Justice Flanagan took the view that the res judicata and issue estoppel arguments made by Russells to dismiss the whole of the proceedings brought by LPD did not recognise the key differences between the District Court proceedings and the present proceedings:

‘There is not, in my view, a sufficient identity between the underlying facts supporting the debt in the District Court proceedings with what is sought in the present proceedings…The “causes of action” in the present proceedings and the District Court proceedings are prima facie different.’[2]

With regards to the Anshun estoppel argument, Justice Flanagan did not accept Russell’s submissions as grounds to summarily dismiss LPD’s application.

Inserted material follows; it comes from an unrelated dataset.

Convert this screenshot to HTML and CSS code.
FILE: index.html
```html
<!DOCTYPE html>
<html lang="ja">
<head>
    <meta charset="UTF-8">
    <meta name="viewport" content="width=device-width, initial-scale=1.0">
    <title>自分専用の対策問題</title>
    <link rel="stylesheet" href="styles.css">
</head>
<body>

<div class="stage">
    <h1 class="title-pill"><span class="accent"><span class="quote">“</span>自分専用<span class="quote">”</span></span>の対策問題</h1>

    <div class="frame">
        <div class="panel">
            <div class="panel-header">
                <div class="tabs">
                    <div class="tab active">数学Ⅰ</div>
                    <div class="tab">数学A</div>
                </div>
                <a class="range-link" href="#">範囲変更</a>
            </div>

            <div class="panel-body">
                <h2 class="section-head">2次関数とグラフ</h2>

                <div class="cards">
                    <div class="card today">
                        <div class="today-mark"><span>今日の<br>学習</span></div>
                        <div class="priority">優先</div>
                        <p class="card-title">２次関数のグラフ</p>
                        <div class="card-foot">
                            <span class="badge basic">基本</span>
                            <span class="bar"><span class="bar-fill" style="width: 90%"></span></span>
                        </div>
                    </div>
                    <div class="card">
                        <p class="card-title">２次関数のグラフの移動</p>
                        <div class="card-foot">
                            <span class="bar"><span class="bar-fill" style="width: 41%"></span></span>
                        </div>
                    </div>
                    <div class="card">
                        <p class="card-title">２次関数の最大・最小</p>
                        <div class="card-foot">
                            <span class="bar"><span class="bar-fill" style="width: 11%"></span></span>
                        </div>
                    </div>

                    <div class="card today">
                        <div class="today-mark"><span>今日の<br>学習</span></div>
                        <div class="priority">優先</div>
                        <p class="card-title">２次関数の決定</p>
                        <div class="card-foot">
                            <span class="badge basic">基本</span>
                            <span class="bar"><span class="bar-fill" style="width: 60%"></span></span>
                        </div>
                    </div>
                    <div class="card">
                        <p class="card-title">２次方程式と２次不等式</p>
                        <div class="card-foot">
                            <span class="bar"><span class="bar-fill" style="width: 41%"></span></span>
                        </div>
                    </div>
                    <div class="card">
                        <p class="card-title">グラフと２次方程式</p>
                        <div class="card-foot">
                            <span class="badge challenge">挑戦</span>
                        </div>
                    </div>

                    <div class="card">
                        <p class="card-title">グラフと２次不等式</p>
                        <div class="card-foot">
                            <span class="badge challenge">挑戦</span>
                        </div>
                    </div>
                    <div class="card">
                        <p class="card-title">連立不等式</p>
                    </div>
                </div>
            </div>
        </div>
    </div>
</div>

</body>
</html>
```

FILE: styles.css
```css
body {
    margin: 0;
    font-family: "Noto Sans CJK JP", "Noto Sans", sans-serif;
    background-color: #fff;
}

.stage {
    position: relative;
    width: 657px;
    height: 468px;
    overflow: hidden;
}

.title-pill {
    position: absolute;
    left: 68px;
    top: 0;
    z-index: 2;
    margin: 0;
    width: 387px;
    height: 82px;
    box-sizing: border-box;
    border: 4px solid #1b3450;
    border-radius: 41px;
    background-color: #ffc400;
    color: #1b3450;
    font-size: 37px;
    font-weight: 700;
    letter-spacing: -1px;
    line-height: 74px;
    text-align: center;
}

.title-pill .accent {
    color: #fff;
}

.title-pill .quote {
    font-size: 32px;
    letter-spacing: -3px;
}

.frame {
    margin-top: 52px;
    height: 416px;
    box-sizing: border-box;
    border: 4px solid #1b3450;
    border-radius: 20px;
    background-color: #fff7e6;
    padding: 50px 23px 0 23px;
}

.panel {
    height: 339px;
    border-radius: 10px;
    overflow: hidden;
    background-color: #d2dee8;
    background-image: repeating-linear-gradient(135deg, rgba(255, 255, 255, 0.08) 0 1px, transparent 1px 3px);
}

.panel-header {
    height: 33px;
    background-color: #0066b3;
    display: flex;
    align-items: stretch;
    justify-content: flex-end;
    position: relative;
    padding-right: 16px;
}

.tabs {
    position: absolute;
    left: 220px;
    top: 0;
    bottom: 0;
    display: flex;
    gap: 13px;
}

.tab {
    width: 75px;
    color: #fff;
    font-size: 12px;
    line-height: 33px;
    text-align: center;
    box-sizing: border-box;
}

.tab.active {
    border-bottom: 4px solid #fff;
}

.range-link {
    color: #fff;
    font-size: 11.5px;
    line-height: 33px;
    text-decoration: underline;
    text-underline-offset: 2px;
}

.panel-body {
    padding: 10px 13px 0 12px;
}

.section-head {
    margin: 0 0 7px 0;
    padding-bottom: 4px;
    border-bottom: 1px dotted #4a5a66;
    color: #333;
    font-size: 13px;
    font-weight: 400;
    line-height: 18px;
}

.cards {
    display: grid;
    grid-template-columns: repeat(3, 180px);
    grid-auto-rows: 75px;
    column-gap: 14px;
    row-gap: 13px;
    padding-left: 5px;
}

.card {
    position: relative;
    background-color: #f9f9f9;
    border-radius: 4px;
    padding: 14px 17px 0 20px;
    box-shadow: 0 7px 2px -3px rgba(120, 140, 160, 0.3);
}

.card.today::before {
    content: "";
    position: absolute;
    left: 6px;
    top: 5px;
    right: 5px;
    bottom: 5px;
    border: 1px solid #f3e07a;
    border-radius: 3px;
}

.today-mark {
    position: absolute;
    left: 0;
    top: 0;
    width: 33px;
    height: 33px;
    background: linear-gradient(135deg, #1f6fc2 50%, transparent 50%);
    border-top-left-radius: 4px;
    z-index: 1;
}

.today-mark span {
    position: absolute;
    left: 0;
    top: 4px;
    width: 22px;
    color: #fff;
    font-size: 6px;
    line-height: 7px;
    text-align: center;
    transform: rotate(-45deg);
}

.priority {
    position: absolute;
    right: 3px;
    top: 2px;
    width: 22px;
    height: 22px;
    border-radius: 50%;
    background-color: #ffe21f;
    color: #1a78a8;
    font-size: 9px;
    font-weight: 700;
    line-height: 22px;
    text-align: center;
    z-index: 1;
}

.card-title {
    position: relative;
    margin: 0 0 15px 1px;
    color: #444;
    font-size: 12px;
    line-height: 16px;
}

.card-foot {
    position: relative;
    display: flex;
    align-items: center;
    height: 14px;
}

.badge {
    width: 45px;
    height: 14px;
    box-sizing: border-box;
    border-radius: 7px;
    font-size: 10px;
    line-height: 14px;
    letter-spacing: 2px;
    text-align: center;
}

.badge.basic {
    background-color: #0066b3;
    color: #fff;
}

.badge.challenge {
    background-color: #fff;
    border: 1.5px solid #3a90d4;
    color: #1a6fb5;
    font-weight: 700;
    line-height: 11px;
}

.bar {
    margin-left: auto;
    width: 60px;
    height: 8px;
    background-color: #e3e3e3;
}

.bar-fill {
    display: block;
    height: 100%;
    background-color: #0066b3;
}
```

Justice Flanagan raised that questions of the unreasonableness of LPD’s behaviour would have to be determined, as well as wider considerations of the effect of the legislation relied on by LPD. As a result, Justice Flanagan felt it was inappropriate to dismiss LPD’s application on this basis and further commented that ‘the operation of Anshun estoppel in the present proceedings may ultimately be limited to only bar an assessment of the tax invoices which underpin the District Court judgment sum.’[3]

This case serves as an important reminder of the significance of the court exercising their power to summarily dismiss proceedings, and as a result, the degree of hesitation they hold in making such an order.

Key take-away points:

  • The court may intervene summarily in its inherent jurisdiction or pursuant to rule 658 UCPR.[4]
  • In order to justify a summary dismissal, a case must be very clear to justify such an intervention.[5]
  • Anshun creates a test of unreasonableness, and requires proof that it was unreasonable not to have brought forward the claim in the earlier proceedings.[6]

To read the full judgement, follow this link – http://archive.sclqld.org.au/qjudgment/2017/QSC17-045.pdf


Words and phrases

  • Summary dismissal
  • Summary judgment
  • Assessment of costs
  • Res judicata
  • Issue estoppel
  • Anshun estoppel
  • Rule 293 of the Uniform Civil Procedure Rules 1999 (Qld)
  • Rule 658 of the Uniform Civil Procedure Rules 1999 (Qld)


LPD Holdings v Russells

[1] LPD Holdings (Aust) Pty Ltd v Russells [2017] QSC 45, [4].
[2] LPD Holdings (Aust) Pty Ltd v Russells [2017] QSC 45, [49].
[3] LPD Holdings (Aust) Pty Ltd v Russells [2017] QSC 45, [58].
[4] Atthow v McElhone [2010] QSC 177, [19]; Higgins v Higgins [2005] 2 Qd R 502, [15].
[5] General Steel Industries Inc v Commissioner for Railways (NSW) (1964) 112 CLR 125, 129; Dey v Victorian Railways Commissioners (1949) 78 CLR 62 per Dixon J at 91.
[6] LPD Holdings (Aust) Pty Ltd v Russells [2017] QSC 45, [58].